En 1912, Fernand Burrus (1884-1955), industriel suisse et
frère du député du Haut-Rhin Maurice Burrus (1882-1959), vient
s'installer avec sa famille à Blâmont.
La famille d'industriels Burrus, naturalisée suisse, est originaire de Dambach-la-Ville
(en Alsace), et gère notamment l'usine de tabacs et cigarettes de
Sainte-Croix-aux-Mines (créée en 1872 et fermée en 1950). Martin Burrus (1775-1830) avait fondé à
Boncourt (en Suisse) une petite fabrique de rouleaux de tabac en1814 (tabac pour
pipe et tabac à mâcher), afin d'échapper aux décrets napoléoniens étendant le
monopole de l'État français sur la fabrication des tabacs.
En 1912, Fernand Burrus, qui vient d'épouser Suzanne Vincent
(née en 1890), s'installe donc à Blâmont, où il restera jusqu'en août
1914, avec ses deux premiers enfants : Marie-Elisabeth (1912-1945), et
Marie-Thérèse (née le 15 octobre 1913 à Blâmont, décédée le 23 juillet 2005).
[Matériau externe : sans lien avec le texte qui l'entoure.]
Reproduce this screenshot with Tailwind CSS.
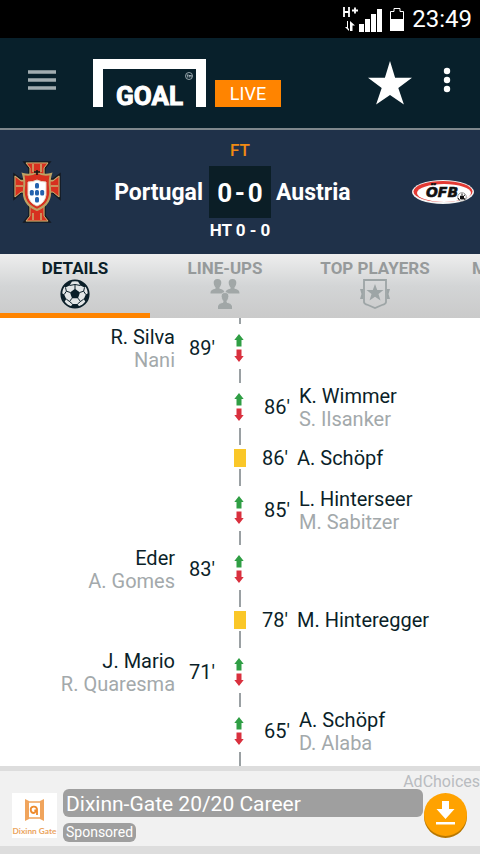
<!DOCTYPE html>
<html lang="en">
<head>
<meta charset="utf-8">
<meta name="viewport" content="width=device-width, initial-scale=1">
<title>Portugal 0-0 Austria</title>
<script src="https://cdn.jsdelivr.net/npm/@tailwindcss/browser@4"></script>
</head>
<body class="flex min-h-screen flex-col overflow-x-hidden bg-[#dddddd] font-['Roboto',sans-serif] text-[#0b1f29]">

<svg class="hidden" aria-hidden="true">
  <symbol id="swap" viewBox="0 0 12 28">
    <path d="M5 0 L9.700 6 H7.500 V12.500 H2.500 V6 H.3Z" fill="#2f9e44"/>
    <path d="M5 28 L9.700 22 H7.500 V15.500 H2.500 V22 H.3Z" fill="#d9303e"/>
  </symbol>
</svg>

<div class="flex h-[38px] items-center justify-end gap-2 bg-black pr-2 text-white">
  <svg class="h-[26px] w-[40px]" viewBox="0 0 40 26" fill="#fff" aria-label="H+ signal">
    <path d="M2 1V11M7 1V11M2 6H7M10 4.500H16M13 1.500V7.500" stroke="#fff" stroke-width="1.800" fill="none"/>
    <path d="M6 15V22.500H7V25L3 21H5V15ZM8 25V15L13 19.500H10.500V25Z"/>
    <path d="M17 18h5v8h-5zM23 13h5v13h-5zM29 8h5v18h-5zM35 3h5v23h-5z"/>
  </svg>
  <svg class="h-[24px] w-[14px]" viewBox="0 0 14 24" fill="#fff" aria-label="Battery">
    <path d="M.5 23.500V4.500H4V1.500H10V4.500H13.500V23.500Z" fill="none" stroke="#fff"/>
    <path d="M0 12h14v12H0z"/>
  </svg>
  <span class="text-2xl">23:49</span>
</div>

<header class="flex h-[92px] items-center border-b-2 border-[#7f888d] bg-[#08202b] pr-[29px] pl-[28px]">
  <button aria-label="Menu" class="mb-[6px]">
    <svg class="h-5 w-7" viewBox="0 0 28 20"><path d="M0 2H28M0 10H28M0 18H28" stroke="#a3adb1" stroke-width="3.400"/></svg>
  </button>
  <a href="#" class="ml-[37px] flex items-end" aria-label="Goal Live">
    <span class="relative flex h-[48px] w-[113px] items-end justify-center border-x-10 border-t-10 border-white text-[26px] leading-[22px] font-bold text-white [-webkit-text-stroke:1px_white]">GOAL
      <svg class="absolute top-[3px] right-[3px] h-2 w-2" viewBox="0 0 8 8" fill="none" stroke="#b9c4c9" stroke-width=".8"><circle cx="4" cy="4" r="3.500"/><path d="M1.800 3H3.600M2.700 3V5.500M4.300 5.500V3L5.200 4.200L6.100 3V5.500"/></svg>
    </span>
    <span class="ml-[9px] flex h-[27px] w-[66px] items-center justify-center bg-[#ff8400] text-[18px] text-white">LIVE</span>
  </a>
  <button aria-label="Favourite" class="ml-auto">
    <svg class="h-[44px] w-[44px]" viewBox="0 0 44 44" fill="#fff"><path d="M22 0L27.100 16.700H44L30.300 27L35.900 43.500L22 34L8.100 43.500L13.700 27L0 16.700H16.900Z"/></svg>
  </button>
  <button aria-label="More options" class="ml-[31px] mb-[6px]">
    <svg class="h-[26px] w-2" viewBox="0 0 8 26" fill="#fff"><circle cx="4" cy="4" r="3.200"/><circle cx="4" cy="13" r="3.200"/><circle cx="4" cy="22" r="3.200"/></svg>
  </button>
</header>

<section class="grid h-[124px] grid-cols-[1fr_62px_1fr] grid-rows-[36px_52px_24px] bg-[#1f3149] font-medium text-white">
  <p class="col-span-3 pt-[9px] text-center text-[17px] leading-[22px] text-[#f08a12]">FT</p>
  <div class="flex items-center justify-between pr-[6px] pl-[13px]">
    <svg class="h-[62px] w-[48px]" viewBox="0 0 48 62" role="img" aria-label="Portugal">
      <g stroke="#15181f" stroke-width="1.500"><path d="M11 1H37L32 7V55L37 61H11L16 55V7Z" fill="#b49a62"/><path d="M1 13L8 18H40L47 13V38L40 32H8L1 38Z" fill="#b49a62"/></g>
      <path d="M13 2H35L31 7V55L35 60H13L17 55V7Z" fill="#d7301f" stroke="#c7ae70"/>
      <path d="M2 15L8 20H40L46 15V36L40 31H8L2 36Z" fill="#d7301f" stroke="#c7ae70"/>
      <path d="M20 3V11M28 3V11M20 52V59M28 52V59M3 25H10M38 25H45" stroke="#c7ae70" stroke-width="1.500"/>
      <path d="M24 11Q30 15 38 13Q36 19 37 27Q39 43 24 49Q9 43 11 27Q12 19 10 13Q18 15 24 11Z" fill="#d7301f" stroke="#bda264" stroke-width="2"/>
      <path d="M15 21Q20 21 24 19Q28 21 33 21V34Q32 42 24 45Q16 42 15 34Z" fill="#fff" stroke="#e7d8c4"/>
      <g fill="#2462ad"><rect x="22" y="22" width="4" height="5.500" rx="1.500"/><rect x="16.800" y="29" width="4" height="5.500" rx="1.500"/><rect x="22" y="29" width="4" height="5.500" rx="1.500"/><rect x="27.200" y="29" width="4" height="5.500" rx="1.500"/><rect x="22" y="36" width="4" height="5.500" rx="1.500"/></g>
      <path d="M24 9V14M21 11H27" stroke="#111" stroke-width="1.500"/>
    </svg>
    <span class="pt-[3px] text-[23px] font-bold">Portugal</span>
  </div>
  <div class="flex items-center justify-center bg-[#0b1e26] pt-[3px] text-[26px] font-bold">0&hairsp;-&hairsp;0</div>
  <div class="flex items-center justify-between pr-[6px] pl-[5px]">
    <span class="pt-[3px] text-[23px] font-bold">Austria</span>
    <svg class="h-[24px] w-[62px]" viewBox="0 0 62 24" role="img" aria-label="ÖFB">
      <ellipse cx="31" cy="12" rx="31" ry="12" fill="#f4f4f4"/>
      <ellipse cx="31" cy="11.500" rx="29.500" ry="10.500" fill="#e33a34"/>
      <ellipse cx="32" cy="13" rx="27" ry="9" fill="#fff"/>
      <text x="30" y="17" text-anchor="middle" font-family="DejaVu Sans" font-size="14" font-weight="bold" font-style="italic" fill="#111" stroke="#111" stroke-width=".6">ÖFB</text>
      <circle cx="50" cy="17" r="4.300" fill="#fff" stroke="#555" stroke-width=".6"/><path d="M48.500 16h3v3h-3zM46 18l1.500 2M53 18l-1 2M50 13.500v1.500M53 15l-1 .5" fill="#111" stroke="#111"/>
    </svg>
  </div>
  <p class="col-span-3 text-center text-[17px] leading-[24px] font-bold">HT 0 - 0</p>
</section>

<nav class="flex h-[64px] shrink-0 overflow-hidden bg-linear-to-b from-[#eeeeee] via-[#d3d5d6] to-[#cacaca] text-[17px] leading-5 font-bold text-[#969a9b]">
  <a href="#" aria-current="page" class="flex w-[150px] shrink-0 flex-col items-center border-b-5 border-[#ff8400] pt-[4px] text-[#0b1f29]">DETAILS
    <svg class="mt-px h-[30px] w-[30px]" viewBox="0 0 30 30"><circle cx="15" cy="15" r="13.800" fill="#e3e6e7"/>
      <path d="M15 9.800L20 13.400L18 19.200H12L10 13.400Z M20.500 6.500L24.500 8.500L26.500 7L20.500 2L18 2.500Z M9.500 6.500L5.500 8.500L3.500 7L9.500 2L12 2.500Z M25.800 15.500L23.800 20L25.500 23L28.500 18V14Z M4.200 15.500L6.200 20L4.500 23L1.500 18V14Z M12.500 25H17.500L19.500 28L15 29L10.500 28Z" fill="#0b1f29"/>
      <path d="M15 10V5.500M20 13.400L23.600 12.200M18 19.200L20.500 22.500M12 19.200L9.500 22.500M10 13.400L6.400 12.200M9.500 6.500L15 5.500L20.500 6.500M24.500 8.500L23.600 12.200L25.800 15.500M23.800 20L20.500 22.500L17.500 25M12.500 25L9.500 22.500L6.200 20M4.200 15.500L6.400 12.200L5.500 8.500" fill="none" stroke="#0b1f29" stroke-width="1"/>
      <circle cx="15" cy="15" r="13.700" fill="none" stroke="#0b1f29" stroke-width="1.800"/></svg>
  </a>
  <a href="#" class="flex w-[150px] shrink-0 flex-col items-center pt-[4px]">LINE-UPS
    <svg class="mt-px h-[30px] w-[30px]" viewBox="0 0 30 30" fill="#a1a7a7"><defs><path id="person" d="M7.500 0C10.500 0 11.500 1.800 11.300 4C11 6.500 10.200 7.700 9.500 8.300V9.800C12.500 10.600 14.500 11 14.500 14.500H.5C.5 11 2.500 10.600 5.500 9.800V8.300C4.800 7.700 4 6.500 3.700 4C3.500 1.800 4.500 0 7.500 0Z"/></defs><use href="#person"/><use href="#person" x="15"/><use href="#person" x="7.500" y="13.500" stroke="#d3d5d6" stroke-width=".8"/><path d="M8 26.500h14V30H8z"/></svg>
  </a>
  <a href="#" class="flex w-[150px] shrink-0 flex-col items-center pt-[4px]">TOP PLAYERS
    <svg class="mt-px h-[30px] w-[30px]" viewBox="0 0 30 30" fill="#9da5a6"><path d="M4 1H26V23Q26 25 22 26L15 29L8 26Q4 25 4 23Z" fill="none" stroke="#9da5a6" stroke-width="1.800"/><path d="M15 5L17.200 11H23.500L18.500 15L20.500 21.500L15 17.700L9.500 21.500L11.500 15L6.500 11H12.800Z"/><path d="M3 10H0L1.500 15L0 20H3ZM27 10H30L28.500 15L30 20H27Z"/></svg>
  </a>
  <a href="#" class="shrink-0 pt-[4px] pl-[22px]">MATCH</a>
</nav>

<main class="flex shrink-0 flex-col bg-white text-[20px] leading-[23px]">
  <div class="mx-auto h-[6px] w-[2px] bg-[#9aa0a3]"></div>

  <div class="grid h-[45px] grid-cols-[1fr_28px_1fr] items-center">
    <div class="flex items-center justify-end gap-[14px] pr-[11px]"><p class="pt-[2px] text-right">R. Silva<br><span class="text-[#a3a9ab]">Nani</span></p><span>89'</span></div>
    <svg class="mx-auto h-7 w-3" aria-label="Substitution"><use href="#swap"/></svg>
  </div>
  <div class="mx-auto h-[14px] w-[2px] bg-[#9aa0a3]"></div>

  <div class="grid h-[45px] grid-cols-[1fr_28px_1fr] items-center">
    <svg class="col-start-2 mx-auto h-7 w-3" aria-label="Substitution"><use href="#swap"/></svg>
    <div class="flex items-center gap-[9px] pl-[10px]"><span>86'</span><p class="pt-[2px]">K. Wimmer<br><span class="text-[#a3a9ab]">S. Ilsanker</span></p></div>
  </div>
  <div class="mx-auto h-[17px] w-[2px] bg-[#9aa0a3]"></div>

  <div class="grid h-[24px] grid-cols-[1fr_28px_1fr] items-center">
    <div class="col-start-2 mx-auto h-[18px] w-[12px] bg-[#fac728]" role="img" aria-label="Yellow card"></div>
    <div class="flex items-center gap-[9px] pt-[2px] pl-[8px]"><span>86'</span><p>A. Schöpf</p></div>
  </div>
  <div class="mx-auto h-[17px] w-[2px] bg-[#9aa0a3]"></div>

  <div class="grid h-[45px] grid-cols-[1fr_28px_1fr] items-center">
    <svg class="col-start-2 mx-auto h-7 w-3" aria-label="Substitution"><use href="#swap"/></svg>
    <div class="flex items-center gap-[9px] pl-[10px]"><span>85'</span><p class="pt-[2px]">L. Hinterseer<br><span class="text-[#a3a9ab]">M. Sabitzer</span></p></div>
  </div>
  <div class="mx-auto h-[14px] w-[2px] bg-[#9aa0a3]"></div>

  <div class="grid h-[45px] grid-cols-[1fr_28px_1fr] items-center">
    <div class="flex items-center justify-end gap-[14px] pr-[11px]"><p class="pt-[2px] text-right">Eder<br><span class="text-[#a3a9ab]">A. Gomes</span></p><span>83'</span></div>
    <svg class="mx-auto h-7 w-3" aria-label="Substitution"><use href="#swap"/></svg>
  </div>
  <div class="mx-auto h-[17px] w-[2px] bg-[#9aa0a3]"></div>

  <div class="grid h-[24px] grid-cols-[1fr_28px_1fr] items-center">
    <div class="col-start-2 mx-auto h-[18px] w-[12px] bg-[#fac728]" role="img" aria-label="Yellow card"></div>
    <div class="flex items-center gap-[9px] pt-[2px] pl-[8px]"><span>78'</span><p>M. Hinteregger</p></div>
  </div>
  <div class="mx-auto h-[17px] w-[2px] bg-[#9aa0a3]"></div>

  <div class="grid h-[45px] grid-cols-[1fr_28px_1fr] items-center">
    <div class="flex items-center justify-end gap-[14px] pr-[11px]"><p class="pt-[2px] text-right">J. Mario<br><span class="text-[#a3a9ab]">R. Quaresma</span></p><span>71'</span></div>
    <svg class="mx-auto h-7 w-3" aria-label="Substitution"><use href="#swap"/></svg>
  </div>
  <div class="mx-auto h-[14px] w-[2px] bg-[#9aa0a3]"></div>

  <div class="grid h-[45px] grid-cols-[1fr_28px_1fr] items-center">
    <svg class="col-start-2 mx-auto h-7 w-3" aria-label="Substitution"><use href="#swap"/></svg>
    <div class="flex items-center gap-[9px] pl-[10px]"><span>65'</span><p class="pt-[2px]">A. Schöpf<br><span class="text-[#a3a9ab]">D. Alaba</span></p></div>
  </div>
  <div class="mx-auto h-[14px] w-[2px] bg-[#9aa0a3]"></div>
</main>

<aside class="relative flex h-[85px] shrink-0 items-start gap-[6px] border-t-5 border-b-5 border-[#dddddd] bg-[#f1f1f1] pt-[18px] pr-[13px] pl-3">
  <a href="#" class="absolute top-[2px] right-0 text-[16px] leading-[18px] text-[#b9bcc0]">AdChoices</a>
  <svg class="mt-[4px] h-[45px] w-[45px] shrink-0 bg-white" viewBox="0 0 45 45" role="img" aria-label="Dixinn Gate">
    <path d="M13 6L17 8V26L13 28ZM32 6L28 8V26L32 28Z" fill="#f0a45c"/><path d="M16 9H29M16 25H29" stroke="#f0a45c" stroke-width="1.500"/>
    <path d="M25 22V16A3.200 3.200 0 1 0 22 20Q24 19.500 23 16.500" fill="none" stroke="#ee8a2c" stroke-width="1.800"/>
    <text x="22.500" y="41" text-anchor="middle" font-family="Lato" font-size="8.300" font-weight="bold" fill="#eba45e">Dixinn Gate</text>
  </svg>
  <div class="flex grow flex-col items-start gap-[6px] text-white">
    <a href="#" class="w-full rounded-md bg-[#9f9f9f] px-[3px] pt-[2px] text-[21px] leading-[26px]">Dixinn-Gate 20/20 Career</a>
    <span class="rounded-md bg-[#9f9f9f] px-[3px] text-[14px] leading-[19px]">Sponsored</span>
  </div>
  <button aria-label="Download" class="-ml-[5px] mt-[4px] shrink-0">
    <svg class="h-[45px] w-[43px]" viewBox="0 0 43 45"><circle cx="21.500" cy="23.500" r="21.500" fill="#b87700"/><circle cx="21.500" cy="21.500" r="21.500" fill="#ffa200"/><path d="M18 8H25V16H30.500L21.500 26L12.500 16H18ZM12 29H31V31.500H12Z" fill="#fff"/></svg>
  </button>
</aside>
</body>
</html>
Naîtrons plus tard trois autres enfants : Odile, Paul et Bernadette.
Il acquiert l'ancien château de Blâmont et le bâtiment
restant de l'ancien palais renaissance de Christine de Danemark. Dès 1912 il
procède à d'importants travaux de réhabilitation, rehaussant les vieilles tours
du bâtiments par des toitures en poivrière
Dans Le Canton de Blâmont,
Edmond Delorme écrit en 1927 : « Avant la guerre
dernière, le propriétaire de l'immeuble, M. Burrus, a eu la bonne pensée de
faire assurer des réparations à la forteresse, sans en changer le caractère. Il
fut moins heureux pour la restauration de la Maison seigneuriale. Dans les tours
qui répondent à ses extrémités, on peut se rendre compte de l'épaisseur
primitive des murs. Mais l'édifice a perdu son caractère gothique »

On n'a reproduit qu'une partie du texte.